Expands the Federal Observers Program. The Department of Justice would now be allowed to send Federal Observers to monitor elections in jurisdictions covered under either the new rolling coverage provision or Section 203 of the Act, an existing provision that requires certain jurisdictions to make elections more accessible to language minorities by providing bilingual election materials and translators.
Moving Forward on the VRAA
The VRAA represents a threshold but significant step by Congress toward ensuring that communities of color are protected against voting discrimination in the wake of the Shelby County decision. LDF pledges to be a leader in the national effort to ensure that, by the time of its final passage by Congress, the VRAA legislation is as strong and effective as possible in protecting voting rights. We will work with our clients, our communities, and every Member of Congress to ensure that the promise of democracy is fully realized.

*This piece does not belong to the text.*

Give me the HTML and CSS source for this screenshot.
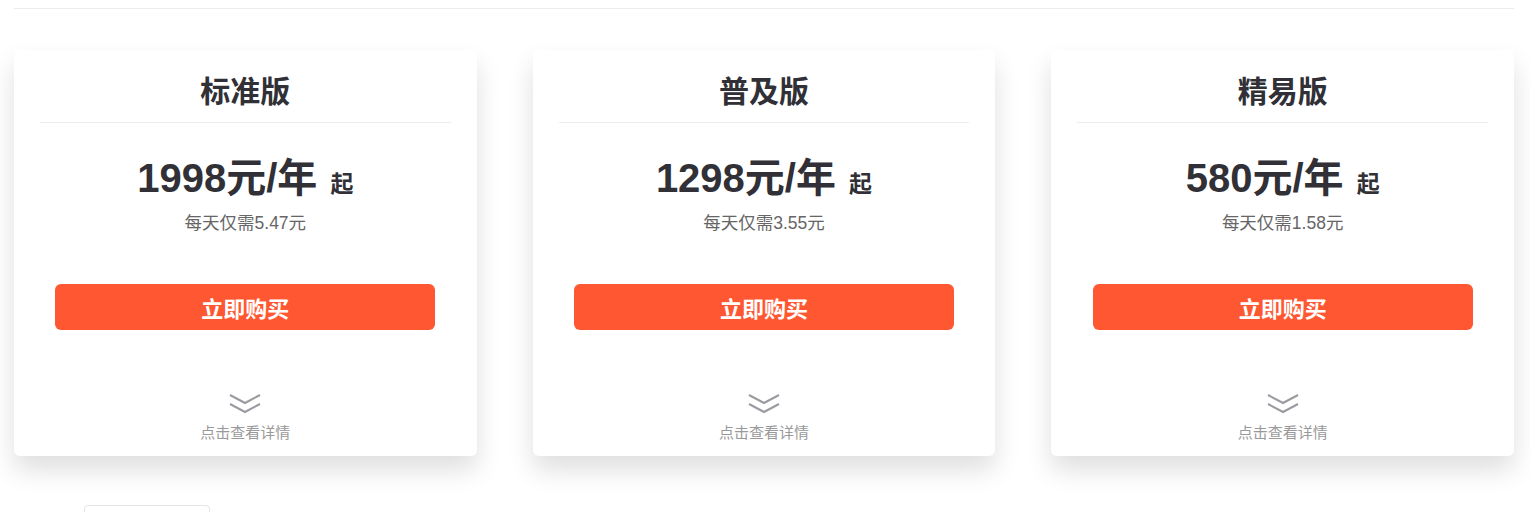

As currently drafted, the VRAA contains some problematic aspects which we hope to address as the legislation moves through Congress. First, we want to ensure that states and jurisdictions with long and sordid histories of voting discrimination are also closely monitored for potential voting rights violations. In a similar vein, we want those types of voting changes that are most likely to result in discrimination to warrant closer scrutiny. Third, we will work to ensure that all forms of discrimination in voting, including discriminatory photo ID requirements, are counted in a state’s or jurisdiction’s record on voting discrimination.